Tail recursion is a sophisticated way of implementing certain recursions so that memory requirements can be kept constant, as opposed to naive recursions.

Tail Recursion

That difference in the rewriting rules actually translates directly to a difference in the actual execution on a computer. In fact, it turns out that if you have a recursive function that calls itself as its last action, then you can reuse the stack frame of that function. This is called tail recursion.

And by applying that trick, a tail recursive function can execute in constant stack space, so it's really just another formulation of an iterative process.

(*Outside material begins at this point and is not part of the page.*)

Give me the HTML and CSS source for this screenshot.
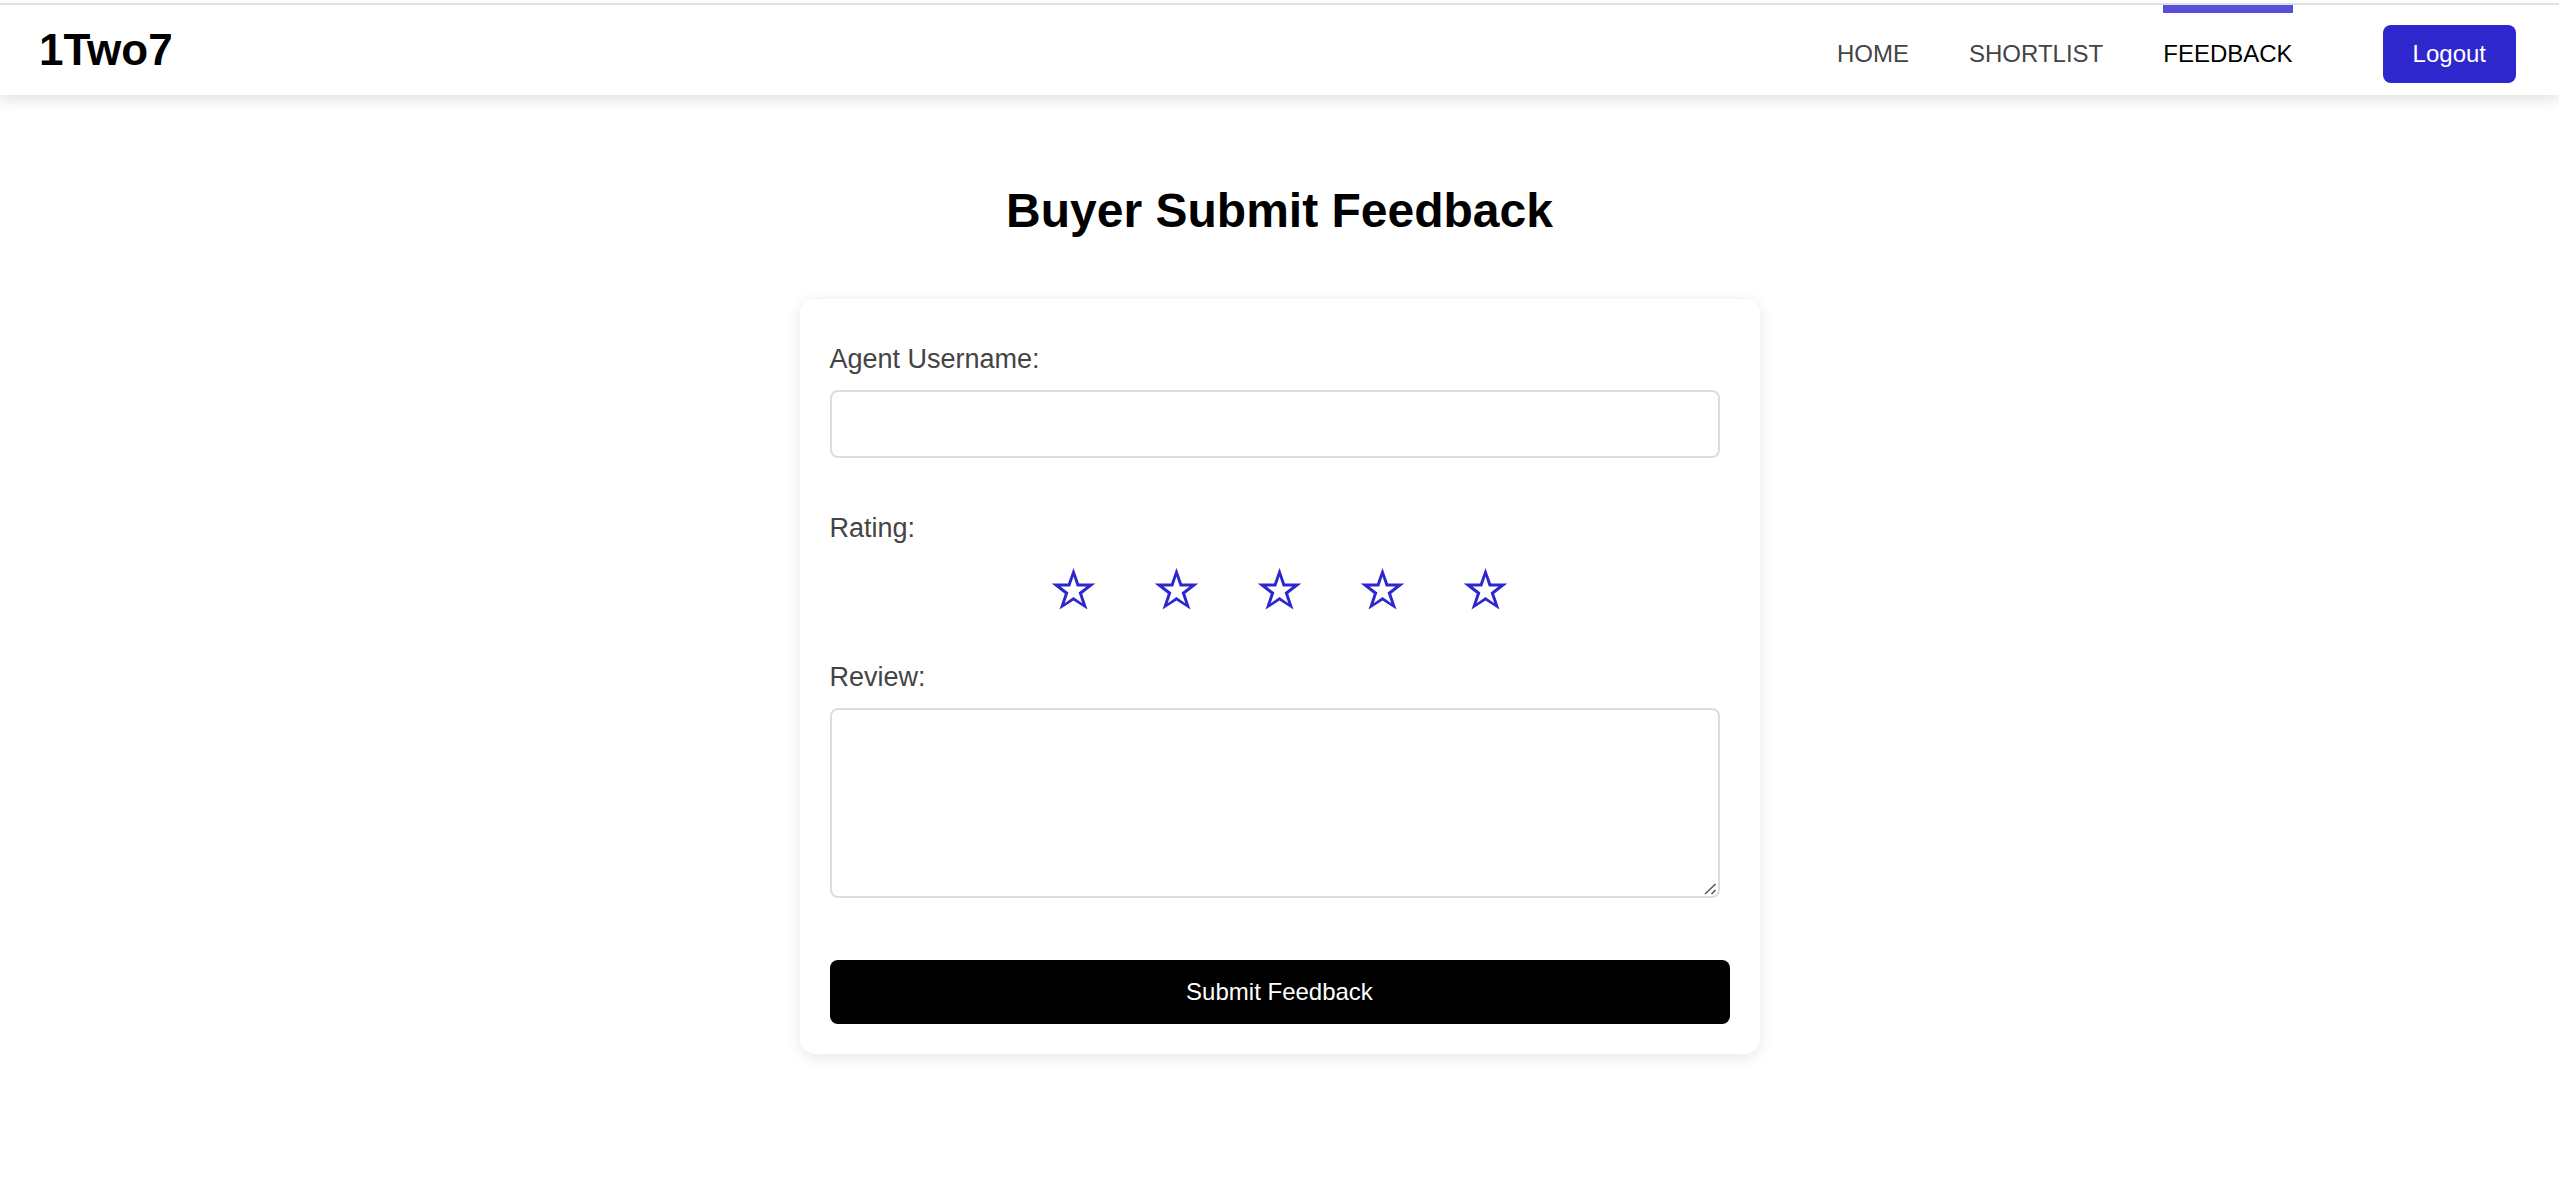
FILE: index.html
```html
<!DOCTYPE html>
<html lang="en">
<head>
  <meta charset="utf-8">
  <meta name="viewport" content="width=device-width, initial-scale=1">
  <title>Buyer Submit Feedback</title>
  <link rel="stylesheet" href="styles.css">
</head>
<body>
  <svg class="sprite" aria-hidden="true">
    <symbol id="star" viewBox="0 0 43 42">
      <path fill-rule="evenodd" d="M21.500 0L27 15.600H43.300L30.200 25.700L35.500 41.600L21.500 32.500L7.500 41.600L12.800 25.700L-.3 15.600H16ZM21.500 8.500L18.200 18.600H8.500L16.400 24.600L12.700 35.300L21.500 29.100L30.300 35.300L26.600 24.600L34.500 18.600H24.800Z"/>
    </symbol>
  </svg>

  <header class="site-header">
    <a class="logo" href="#">1Two7</a>
    <nav class="site-nav">
      <a class="nav-link" href="#">HOME</a>
      <a class="nav-link" href="#">SHORTLIST</a>
      <a class="nav-link nav-link-active" href="#" aria-current="page">FEEDBACK</a>
    </nav>
    <button class="logout" type="button">Logout</button>
  </header>

  <main class="page">
    <h1 class="page-title">Buyer Submit Feedback</h1>
    <form class="card">
      <div class="field">
        <label class="label" for="agent">Agent Username:</label>
        <input class="control" type="text" id="agent" name="agent">
      </div>
      <fieldset class="field rating">
        <legend class="label">Rating:</legend>
        <div class="stars">
          <label class="star"><input class="star-input" type="radio" name="rating" value="1" aria-label="1 star"><svg class="star-icon"><use href="#star"/></svg></label>
          <label class="star"><input class="star-input" type="radio" name="rating" value="2" aria-label="2 stars"><svg class="star-icon"><use href="#star"/></svg></label>
          <label class="star"><input class="star-input" type="radio" name="rating" value="3" aria-label="3 stars"><svg class="star-icon"><use href="#star"/></svg></label>
          <label class="star"><input class="star-input" type="radio" name="rating" value="4" aria-label="4 stars"><svg class="star-icon"><use href="#star"/></svg></label>
          <label class="star"><input class="star-input" type="radio" name="rating" value="5" aria-label="5 stars"><svg class="star-icon"><use href="#star"/></svg></label>
        </div>
      </fieldset>
      <div class="field field-last">
        <label class="label" for="review">Review:</label>
        <textarea class="control control-area" id="review" name="review"></textarea>
      </div>
      <button class="submit" type="submit">Submit Feedback</button>
    </form>
  </main>
</body>
</html>
```
FILE: styles.css
```css
* {
  box-sizing: border-box;
}

body {
  margin: 0;
  padding-top: 3px;
  background: #fff;
  color: #000;
  font-family: "Liberation Sans", Arial, sans-serif;
  font-size: 24px;
  line-height: 28px;
}

button,
input,
textarea {
  font: inherit;
}

.sprite {
  display: none;
}

.site-header {
  display: flex;
  align-items: center;
  height: 92px;
  padding: 0 43px 0 39px;
  border-top: 2px solid #e0e0e0;
  box-shadow: 0 6px 12px rgba(0, 0, 0, 0.1);
}

.logo {
  margin-right: auto;
  color: #000;
  font-size: 44px;
  font-weight: 700;
  line-height: 52px;
  text-decoration: none;
}

.site-nav {
  display: flex;
  align-self: stretch;
  gap: 60px;
  margin-right: 90px;
}

.nav-link {
  display: flex;
  align-items: center;
  border-top: 8px solid transparent;
  color: #444;
  text-decoration: none;
}

.nav-link-active {
  border-top-color: #5850d8;
  color: #000;
}

.logout {
  margin-top: 8px;
  padding: 15px 30px;
  border: 0;
  border-radius: 8px;
  background: #2f27ce;
  color: #fff;
}

.page {
  display: flex;
  flex-direction: column;
  align-items: center;
  padding: 88px 30px;
}

.page-title {
  margin: 0 0 60px;
  font-size: 48px;
  line-height: 56px;
  text-align: center;
}

.card {
  width: 100%;
  max-width: 960px;
  padding: 44px 30px 30px;
  border-radius: 15px;
  box-shadow: 0 3px 15px rgba(0, 0, 0, 0.1);
}

.field {
  display: flex;
  flex-direction: column;
  margin: 0 10px 54px 0;
  padding: 0;
  border: 0;
}

.field-last {
  margin-bottom: 62px;
}

.label {
  margin-bottom: 15px;
  padding: 0;
  color: #444;
  font-size: 27px;
  line-height: 32px;
}

.control {
  width: 100%;
  height: 68px;
  padding: 15px;
  border: 2px solid #ddd;
  border-radius: 8px;
  background: #fff;
}

.control-area {
  display: block;
  height: 190px;
  resize: vertical;
}

.control-area::-webkit-resizer {
  background: url("data:image/svg+xml,%3Csvg xmlns='http://www.w3.org/2000/svg' width='15' height='15'%3E%3Cpath d='M2 13L12.500 3M8.500 13L12.500 9' stroke='%23555' stroke-width='1.5' fill='none'/%3E%3C/svg%3E") right bottom no-repeat;
}

.rating {
  display: block;
  margin: 0 0 51px;
}

.stars {
  display: flex;
  justify-content: center;
  gap: 60px;
  padding-top: 9px;
}

.star {
  position: relative;
  display: block;
  cursor: pointer;
}

.star-input {
  position: absolute;
  inset: 0;
  width: 100%;
  height: 100%;
  margin: 0;
  opacity: 0;
  cursor: pointer;
}

.star-icon {
  display: block;
  width: 43px;
  height: 42px;
  overflow: visible;
  fill: #2f27ce;
}

.submit {
  display: block;
  width: 100%;
  padding: 18px 30px;
  border: 0;
  border-radius: 8px;
  background: #000;
  color: #fff;
}
```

We could say a tail recursive function is the functional form of a loop, and it executes just as efficiently as a loop.

Implementation of tail recursion in the Exercise below uses Scala annotation, which is a way to associate meta-information with definitions. In our case, the annotation @tailrec ensures that a method is indeed tail-recursive. See the last link to understand how memory requirements can be kept constant in tail recursions.

We mainly want you to know that tail recursions are an important functional programming concept.

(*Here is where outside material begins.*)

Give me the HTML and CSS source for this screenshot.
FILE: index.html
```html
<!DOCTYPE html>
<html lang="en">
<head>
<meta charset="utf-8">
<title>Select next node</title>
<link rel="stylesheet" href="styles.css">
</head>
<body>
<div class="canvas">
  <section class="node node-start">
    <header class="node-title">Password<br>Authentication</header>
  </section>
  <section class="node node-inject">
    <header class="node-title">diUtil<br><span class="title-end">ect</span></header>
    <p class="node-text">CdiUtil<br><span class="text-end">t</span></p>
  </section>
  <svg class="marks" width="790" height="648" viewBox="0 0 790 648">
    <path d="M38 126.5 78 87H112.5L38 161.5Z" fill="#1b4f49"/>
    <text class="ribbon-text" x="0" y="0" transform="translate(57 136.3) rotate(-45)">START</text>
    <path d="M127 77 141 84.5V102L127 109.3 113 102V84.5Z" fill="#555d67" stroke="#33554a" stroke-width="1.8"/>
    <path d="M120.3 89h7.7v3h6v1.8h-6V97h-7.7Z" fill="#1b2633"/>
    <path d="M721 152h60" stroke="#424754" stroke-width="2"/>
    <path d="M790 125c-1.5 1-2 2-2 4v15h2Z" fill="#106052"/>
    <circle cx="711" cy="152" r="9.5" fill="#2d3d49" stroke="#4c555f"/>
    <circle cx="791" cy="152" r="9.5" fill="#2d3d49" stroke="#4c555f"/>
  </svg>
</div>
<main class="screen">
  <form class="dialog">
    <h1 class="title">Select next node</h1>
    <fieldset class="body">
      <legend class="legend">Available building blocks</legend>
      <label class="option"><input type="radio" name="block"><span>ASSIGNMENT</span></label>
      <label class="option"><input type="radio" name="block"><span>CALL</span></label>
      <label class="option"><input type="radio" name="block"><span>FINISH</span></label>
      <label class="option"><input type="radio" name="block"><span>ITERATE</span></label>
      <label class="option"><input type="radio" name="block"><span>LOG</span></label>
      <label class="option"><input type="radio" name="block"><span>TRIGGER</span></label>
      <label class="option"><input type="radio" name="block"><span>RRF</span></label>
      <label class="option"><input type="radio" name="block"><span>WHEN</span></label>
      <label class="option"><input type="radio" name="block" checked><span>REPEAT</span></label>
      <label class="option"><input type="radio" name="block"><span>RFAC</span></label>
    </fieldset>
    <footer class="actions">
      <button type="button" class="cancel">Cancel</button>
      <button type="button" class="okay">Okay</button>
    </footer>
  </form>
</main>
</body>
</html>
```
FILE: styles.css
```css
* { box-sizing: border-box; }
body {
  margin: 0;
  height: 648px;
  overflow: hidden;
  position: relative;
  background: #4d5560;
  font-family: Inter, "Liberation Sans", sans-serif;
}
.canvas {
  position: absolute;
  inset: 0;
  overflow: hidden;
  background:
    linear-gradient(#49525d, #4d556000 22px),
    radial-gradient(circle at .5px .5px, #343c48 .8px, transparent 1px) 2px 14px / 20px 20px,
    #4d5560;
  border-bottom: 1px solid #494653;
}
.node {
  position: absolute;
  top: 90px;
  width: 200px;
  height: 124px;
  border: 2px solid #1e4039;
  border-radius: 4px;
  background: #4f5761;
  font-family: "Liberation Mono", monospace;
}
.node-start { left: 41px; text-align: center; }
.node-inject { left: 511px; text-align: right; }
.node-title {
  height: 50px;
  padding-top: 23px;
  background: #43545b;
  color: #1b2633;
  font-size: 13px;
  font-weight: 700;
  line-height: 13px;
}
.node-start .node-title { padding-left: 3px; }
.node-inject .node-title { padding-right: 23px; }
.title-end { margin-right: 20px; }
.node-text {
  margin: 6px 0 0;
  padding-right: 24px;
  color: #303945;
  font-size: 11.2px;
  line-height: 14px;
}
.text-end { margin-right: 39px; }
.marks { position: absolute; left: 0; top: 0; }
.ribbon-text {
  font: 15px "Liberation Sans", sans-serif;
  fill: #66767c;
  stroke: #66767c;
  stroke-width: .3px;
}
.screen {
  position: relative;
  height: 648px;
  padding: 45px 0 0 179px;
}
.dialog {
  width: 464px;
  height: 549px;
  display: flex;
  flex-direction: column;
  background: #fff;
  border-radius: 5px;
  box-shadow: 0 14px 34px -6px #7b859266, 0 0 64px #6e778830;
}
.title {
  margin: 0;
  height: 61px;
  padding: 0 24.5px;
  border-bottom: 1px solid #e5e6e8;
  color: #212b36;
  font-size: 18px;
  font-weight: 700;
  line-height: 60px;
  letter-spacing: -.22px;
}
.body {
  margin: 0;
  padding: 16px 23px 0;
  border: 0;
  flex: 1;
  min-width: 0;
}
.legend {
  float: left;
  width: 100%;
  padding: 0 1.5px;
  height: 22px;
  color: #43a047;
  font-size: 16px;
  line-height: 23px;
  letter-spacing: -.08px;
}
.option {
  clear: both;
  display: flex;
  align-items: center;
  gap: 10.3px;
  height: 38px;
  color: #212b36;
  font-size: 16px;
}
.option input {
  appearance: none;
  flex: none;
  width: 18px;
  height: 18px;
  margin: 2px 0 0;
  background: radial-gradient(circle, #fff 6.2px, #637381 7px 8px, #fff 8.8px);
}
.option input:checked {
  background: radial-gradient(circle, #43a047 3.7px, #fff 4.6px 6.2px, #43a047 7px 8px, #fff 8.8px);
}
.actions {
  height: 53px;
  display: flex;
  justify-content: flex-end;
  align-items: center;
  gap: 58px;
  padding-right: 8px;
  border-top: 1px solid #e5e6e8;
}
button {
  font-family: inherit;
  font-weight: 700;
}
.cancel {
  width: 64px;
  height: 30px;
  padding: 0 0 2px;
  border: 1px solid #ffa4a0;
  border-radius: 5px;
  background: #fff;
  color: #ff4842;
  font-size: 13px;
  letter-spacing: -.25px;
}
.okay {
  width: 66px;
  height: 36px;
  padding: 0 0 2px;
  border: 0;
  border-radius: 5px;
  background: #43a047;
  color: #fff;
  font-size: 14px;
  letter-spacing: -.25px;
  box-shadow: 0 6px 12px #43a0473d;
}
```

Tail Recursion Exercise - You Try Now

Replace ??? with the correct values to make this a tail recursion for factorial.

import scala.annotation.tailrec

// replace ??? with the right values to make this a tail recursion for factorial
def factorialTail(n: Int): Int = {
  @tailrec
  def iter(x: Int, result: Int): Int =
    if ( x == ??? ) result
    else iter(x - 1, result * x)

  iter( n, ??? )
}

factorialTail(3) //shouldBe 6

factorialTail(4) //shouldBe 24

Functional Programming is a vast subject and we are merely covering the fewest core ideas to get started with Apache Spark asap.

We will return to more concepts as we need them in the sequel.